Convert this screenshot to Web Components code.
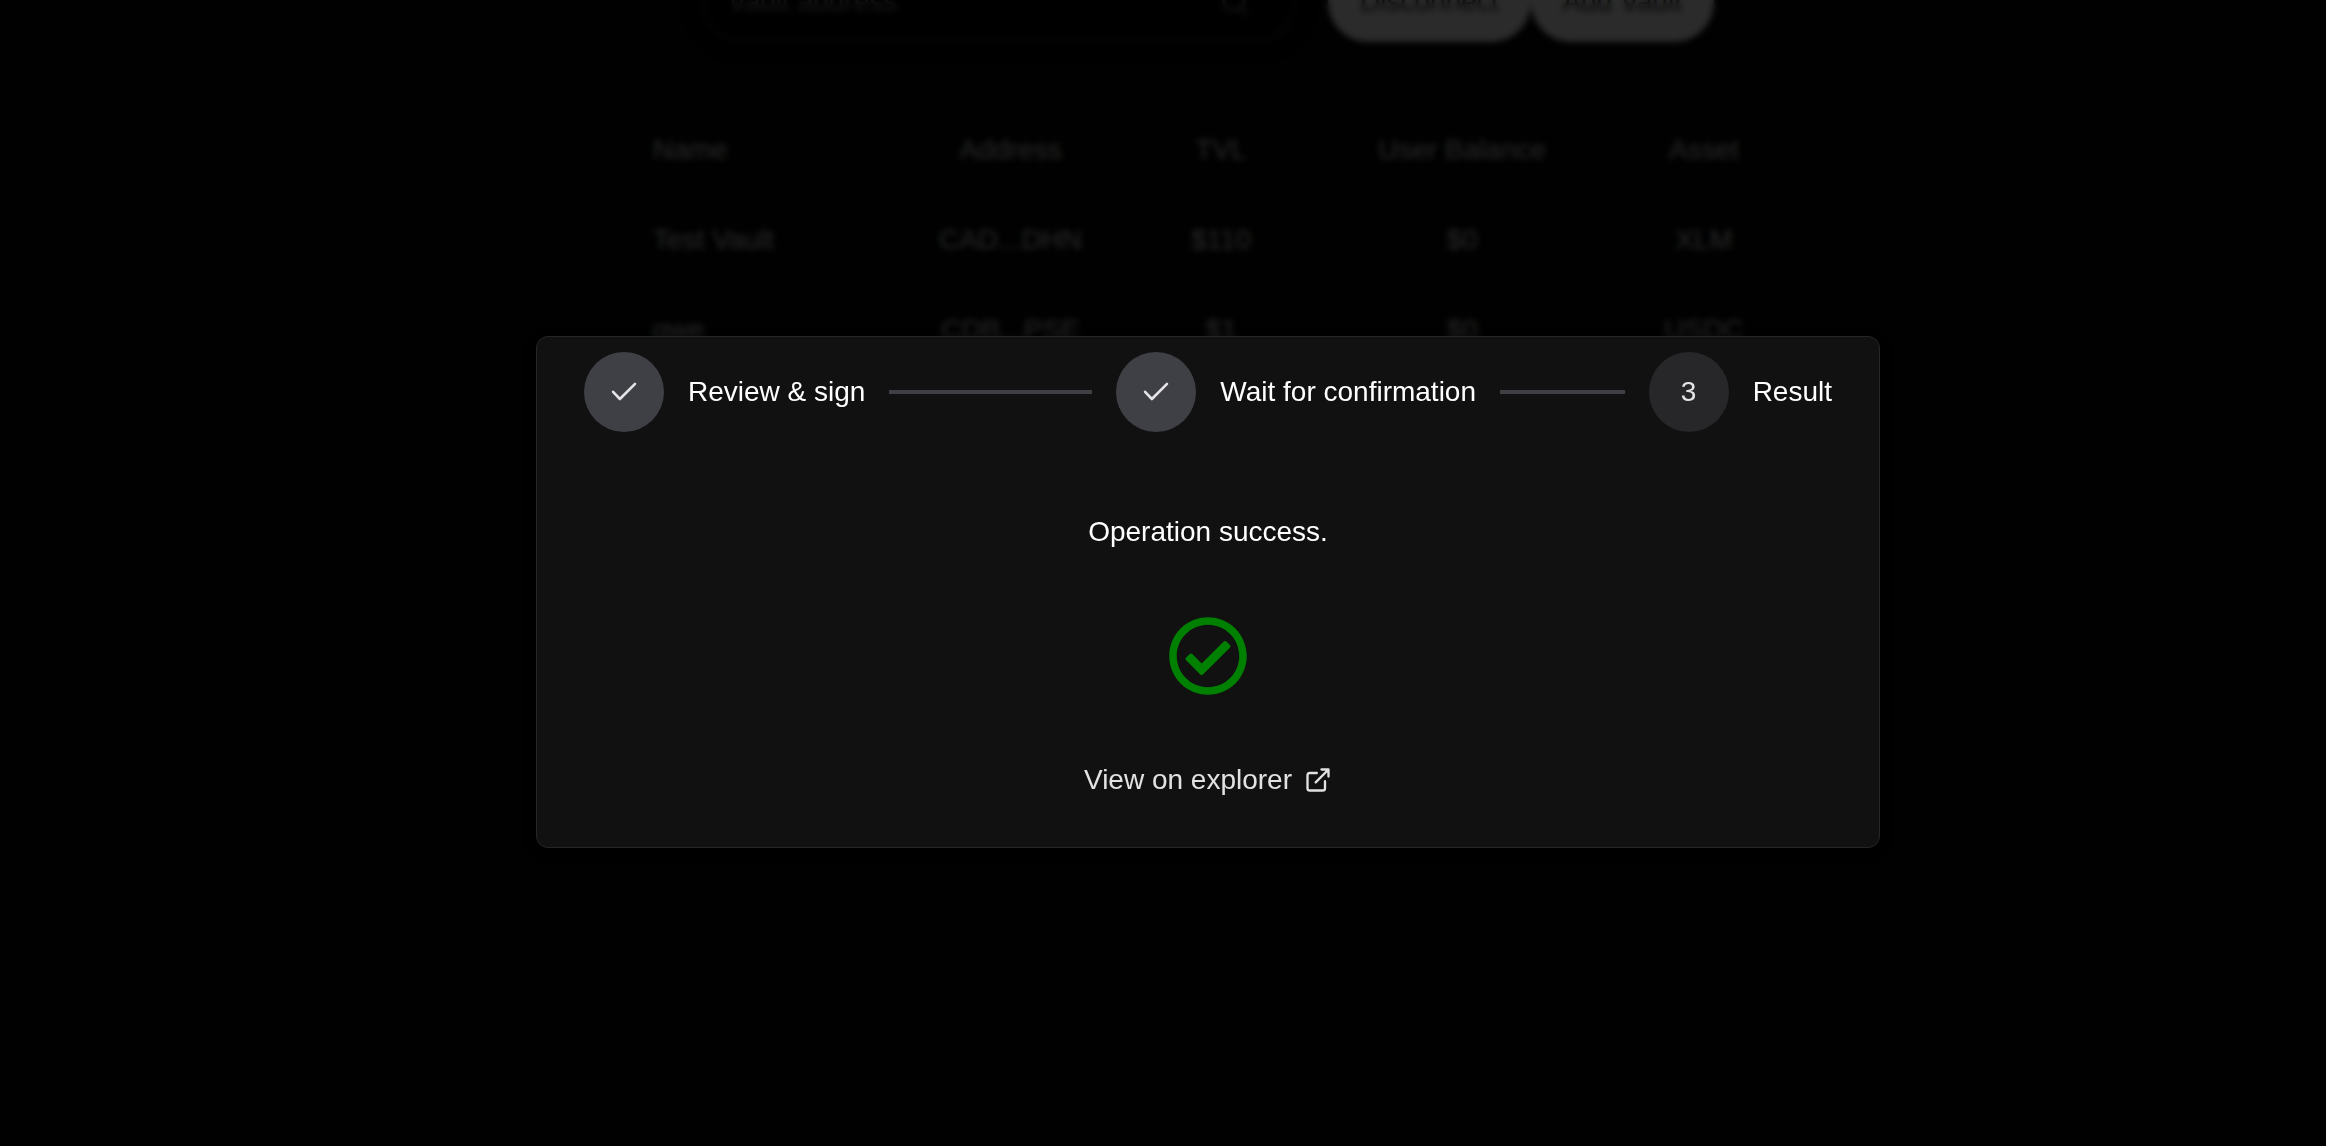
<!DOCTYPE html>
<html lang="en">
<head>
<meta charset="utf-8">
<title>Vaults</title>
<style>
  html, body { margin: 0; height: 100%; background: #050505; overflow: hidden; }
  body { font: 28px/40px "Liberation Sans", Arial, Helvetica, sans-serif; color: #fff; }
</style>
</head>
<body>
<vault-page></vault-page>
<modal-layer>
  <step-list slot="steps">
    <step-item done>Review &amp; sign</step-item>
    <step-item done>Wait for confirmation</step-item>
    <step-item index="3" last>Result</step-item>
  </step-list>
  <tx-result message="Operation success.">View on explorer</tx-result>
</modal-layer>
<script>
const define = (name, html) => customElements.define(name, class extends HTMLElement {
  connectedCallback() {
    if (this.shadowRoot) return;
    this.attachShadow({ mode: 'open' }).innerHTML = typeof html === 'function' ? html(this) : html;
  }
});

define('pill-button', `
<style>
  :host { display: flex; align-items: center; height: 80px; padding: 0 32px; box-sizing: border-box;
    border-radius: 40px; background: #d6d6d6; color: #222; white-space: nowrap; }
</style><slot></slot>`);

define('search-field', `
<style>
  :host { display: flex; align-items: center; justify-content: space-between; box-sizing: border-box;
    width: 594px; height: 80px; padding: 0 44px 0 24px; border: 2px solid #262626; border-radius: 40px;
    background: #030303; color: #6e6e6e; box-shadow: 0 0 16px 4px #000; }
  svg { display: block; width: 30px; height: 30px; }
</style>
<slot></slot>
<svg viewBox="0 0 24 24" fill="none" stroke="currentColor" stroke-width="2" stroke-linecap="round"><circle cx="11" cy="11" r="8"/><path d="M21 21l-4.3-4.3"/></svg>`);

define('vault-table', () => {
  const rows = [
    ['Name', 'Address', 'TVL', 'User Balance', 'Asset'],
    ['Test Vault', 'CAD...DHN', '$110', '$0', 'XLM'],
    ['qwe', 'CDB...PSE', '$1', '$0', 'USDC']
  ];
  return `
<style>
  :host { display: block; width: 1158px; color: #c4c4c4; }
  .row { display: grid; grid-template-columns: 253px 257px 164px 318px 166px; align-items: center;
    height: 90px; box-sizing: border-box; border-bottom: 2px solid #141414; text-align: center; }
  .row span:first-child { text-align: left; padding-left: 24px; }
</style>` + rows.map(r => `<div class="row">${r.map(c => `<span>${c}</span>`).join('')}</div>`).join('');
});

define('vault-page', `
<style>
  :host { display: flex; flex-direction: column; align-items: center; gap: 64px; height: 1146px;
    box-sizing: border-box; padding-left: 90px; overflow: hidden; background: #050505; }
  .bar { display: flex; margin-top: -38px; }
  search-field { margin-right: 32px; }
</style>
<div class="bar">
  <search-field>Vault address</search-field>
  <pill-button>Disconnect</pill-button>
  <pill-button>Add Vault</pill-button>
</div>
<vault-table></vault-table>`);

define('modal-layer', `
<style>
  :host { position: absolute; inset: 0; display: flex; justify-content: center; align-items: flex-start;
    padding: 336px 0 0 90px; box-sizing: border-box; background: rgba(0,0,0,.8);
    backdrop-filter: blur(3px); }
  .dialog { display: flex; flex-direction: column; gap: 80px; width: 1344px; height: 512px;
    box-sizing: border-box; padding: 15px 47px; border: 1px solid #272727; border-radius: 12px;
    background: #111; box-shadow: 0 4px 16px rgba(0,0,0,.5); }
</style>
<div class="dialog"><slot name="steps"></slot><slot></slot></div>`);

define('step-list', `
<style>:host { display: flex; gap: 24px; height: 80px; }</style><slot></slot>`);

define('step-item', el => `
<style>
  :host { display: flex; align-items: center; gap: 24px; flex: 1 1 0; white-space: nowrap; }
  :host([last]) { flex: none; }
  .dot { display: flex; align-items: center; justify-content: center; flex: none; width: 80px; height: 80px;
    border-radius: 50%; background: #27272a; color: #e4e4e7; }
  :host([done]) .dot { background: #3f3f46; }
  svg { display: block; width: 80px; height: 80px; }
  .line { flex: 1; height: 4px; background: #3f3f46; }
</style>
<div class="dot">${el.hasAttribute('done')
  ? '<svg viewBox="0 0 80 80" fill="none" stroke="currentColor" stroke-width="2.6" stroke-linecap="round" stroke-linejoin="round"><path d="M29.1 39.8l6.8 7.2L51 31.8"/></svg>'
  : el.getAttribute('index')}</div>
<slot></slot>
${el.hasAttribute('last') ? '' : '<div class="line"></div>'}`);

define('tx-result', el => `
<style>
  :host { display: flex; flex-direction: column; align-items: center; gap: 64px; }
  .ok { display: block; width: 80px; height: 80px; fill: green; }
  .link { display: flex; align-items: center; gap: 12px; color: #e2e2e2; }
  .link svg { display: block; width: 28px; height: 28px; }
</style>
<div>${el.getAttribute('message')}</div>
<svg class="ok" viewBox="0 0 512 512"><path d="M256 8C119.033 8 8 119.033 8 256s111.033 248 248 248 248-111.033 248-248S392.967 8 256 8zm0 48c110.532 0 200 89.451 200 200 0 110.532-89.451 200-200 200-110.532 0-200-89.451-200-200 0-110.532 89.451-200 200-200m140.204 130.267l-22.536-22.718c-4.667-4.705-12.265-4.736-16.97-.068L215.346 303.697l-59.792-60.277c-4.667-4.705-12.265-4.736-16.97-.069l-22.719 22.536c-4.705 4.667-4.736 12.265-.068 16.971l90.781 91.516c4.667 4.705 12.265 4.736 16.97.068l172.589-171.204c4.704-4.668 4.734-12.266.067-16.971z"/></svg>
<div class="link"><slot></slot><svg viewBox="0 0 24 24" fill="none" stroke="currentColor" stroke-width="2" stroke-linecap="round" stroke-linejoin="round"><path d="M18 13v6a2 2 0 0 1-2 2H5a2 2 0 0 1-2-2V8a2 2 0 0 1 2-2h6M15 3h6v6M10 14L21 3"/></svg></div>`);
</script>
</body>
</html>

● ● ● ●

Exercise task:
Print out the material word for word, omitting the pictures.

Expected answer:
Convert this screenshot to Web Components code.
<!DOCTYPE html>
<html lang="en">
<head>
<meta charset="utf-8">
<title>Vaults</title>
<style>
  html, body { margin: 0; height: 100%; background: #050505; overflow: hidden; }
  body { font: 28px/40px "Liberation Sans", Arial, Helvetica, sans-serif; color: #fff; }
</style>
</head>
<body>
<vault-page></vault-page>
<modal-layer>
  <step-list slot="steps">
    <step-item done>Review &amp; sign</step-item>
    <step-item done>Wait for confirmation</step-item>
    <step-item index="3" last>Result</step-item>
  </step-list>
  <tx-result message="Operation success.">View on explorer</tx-result>
</modal-layer>
<script>
const define = (name, html) => customElements.define(name, class extends HTMLElement {
  connectedCallback() {
    if (this.shadowRoot) return;
    this.attachShadow({ mode: 'open' }).innerHTML = typeof html === 'function' ? html(this) : html;
  }
});

define('pill-button', `
<style>
  :host { display: flex; align-items: center; height: 80px; padding: 0 32px; box-sizing: border-box;
    border-radius: 40px; background: #d6d6d6; color: #222; white-space: nowrap; }
</style><slot></slot>`);

define('search-field', `
<style>
  :host { display: flex; align-items: center; justify-content: space-between; box-sizing: border-box;
    width: 594px; height: 80px; padding: 0 44px 0 24px; border: 2px solid #262626; border-radius: 40px;
    background: #030303; color: #6e6e6e; box-shadow: 0 0 16px 4px #000; }
  svg { display: block; width: 30px; height: 30px; }
</style>
<slot></slot>
<svg viewBox="0 0 24 24" fill="none" stroke="currentColor" stroke-width="2" stroke-linecap="round"><circle cx="11" cy="11" r="8"/><path d="M21 21l-4.3-4.3"/></svg>`);

define('vault-table', () => {
  const rows = [
    ['Name', 'Address', 'TVL', 'User Balance', 'Asset'],
    ['Test Vault', 'CAD...DHN', '$110', '$0', 'XLM'],
    ['qwe', 'CDB...PSE', '$1', '$0', 'USDC']
  ];
  return `
<style>
  :host { display: block; width: 1158px; color: #c4c4c4; }
  .row { display: grid; grid-template-columns: 253px 257px 164px 318px 166px; align-items: center;
    height: 90px; box-sizing: border-box; border-bottom: 2px solid #141414; text-align: center; }
  .row span:first-child { text-align: left; padding-left: 24px; }
</style>` + rows.map(r => `<div class="row">${r.map(c => `<span>${c}</span>`).join('')}</div>`).join('');
});

define('vault-page', `
<style>
  :host { display: flex; flex-direction: column; align-items: center; gap: 64px; height: 1146px;
    box-sizing: border-box; padding-left: 90px; overflow: hidden; background: #050505; }
  .bar { display: flex; margin-top: -38px; }
  search-field { margin-right: 32px; }
</style>
<div class="bar">
  <search-field>Vault address</search-field>
  <pill-button>Disconnect</pill-button>
  <pill-button>Add Vault</pill-button>
</div>
<vault-table></vault-table>`);

define('modal-layer', `
<style>
  :host { position: absolute; inset: 0; display: flex; justify-content: center; align-items: flex-start;
    padding: 336px 0 0 90px; box-sizing: border-box; background: rgba(0,0,0,.8);
    backdrop-filter: blur(3px); }
  .dialog { display: flex; flex-direction: column; gap: 80px; width: 1344px; height: 512px;
    box-sizing: border-box; padding: 15px 47px; border: 1px solid #272727; border-radius: 12px;
    background: #111; box-shadow: 0 4px 16px rgba(0,0,0,.5); }
</style>
<div class="dialog"><slot name="steps"></slot><slot></slot></div>`);

define('step-list', `
<style>:host { display: flex; gap: 24px; height: 80px; }</style><slot></slot>`);

define('step-item', el => `
<style>
  :host { display: flex; align-items: center; gap: 24px; flex: 1 1 0; white-space: nowrap; }
  :host([last]) { flex: none; }
  .dot { display: flex; align-items: center; justify-content: center; flex: none; width: 80px; height: 80px;
    border-radius: 50%; background: #27272a; color: #e4e4e7; }
  :host([done]) .dot { background: #3f3f46; }
  svg { display: block; width: 80px; height: 80px; }
  .line { flex: 1; height: 4px; background: #3f3f46; }
</style>
<div class="dot">${el.hasAttribute('done')
  ? '<svg viewBox="0 0 80 80" fill="none" stroke="currentColor" stroke-width="2.6" stroke-linecap="round" stroke-linejoin="round"><path d="M29.1 39.8l6.8 7.2L51 31.8"/></svg>'
  : el.getAttribute('index')}</div>
<slot></slot>
${el.hasAttribute('last') ? '' : '<div class="line"></div>'}`);

define('tx-result', el => `
<style>
  :host { display: flex; flex-direction: column; align-items: center; gap: 64px; }
  .ok { display: block; width: 80px; height: 80px; fill: green; }
  .link { display: flex; align-items: center; gap: 12px; color: #e2e2e2; }
  .link svg { display: block; width: 28px; height: 28px; }
</style>
<div>${el.getAttribute('message')}</div>
<svg class="ok" viewBox="0 0 512 512"><path d="M256 8C119.033 8 8 119.033 8 256s111.033 248 248 248 248-111.033 248-248S392.967 8 256 8zm0 48c110.532 0 200 89.451 200 200 0 110.532-89.451 200-200 200-110.532 0-200-89.451-200-200 0-110.532 89.451-200 200-200m140.204 130.267l-22.536-22.718c-4.667-4.705-12.265-4.736-16.97-.068L215.346 303.697l-59.792-60.277c-4.667-4.705-12.265-4.736-16.97-.069l-22.719 22.536c-4.705 4.667-4.736 12.265-.068 16.971l90.781 91.516c4.667 4.705 12.265 4.736 16.97.068l172.589-171.204c4.704-4.668 4.734-12.266.067-16.971z"/></svg>
<div class="link"><slot></slot><svg viewBox="0 0 24 24" fill="none" stroke="currentColor" stroke-width="2" stroke-linecap="round" stroke-linejoin="round"><path d="M18 13v6a2 2 0 0 1-2 2H5a2 2 0 0 1-2-2V8a2 2 0 0 1 2-2h6M15 3h6v6M10 14L21 3"/></svg></div>`);
</script>
</body>
</html>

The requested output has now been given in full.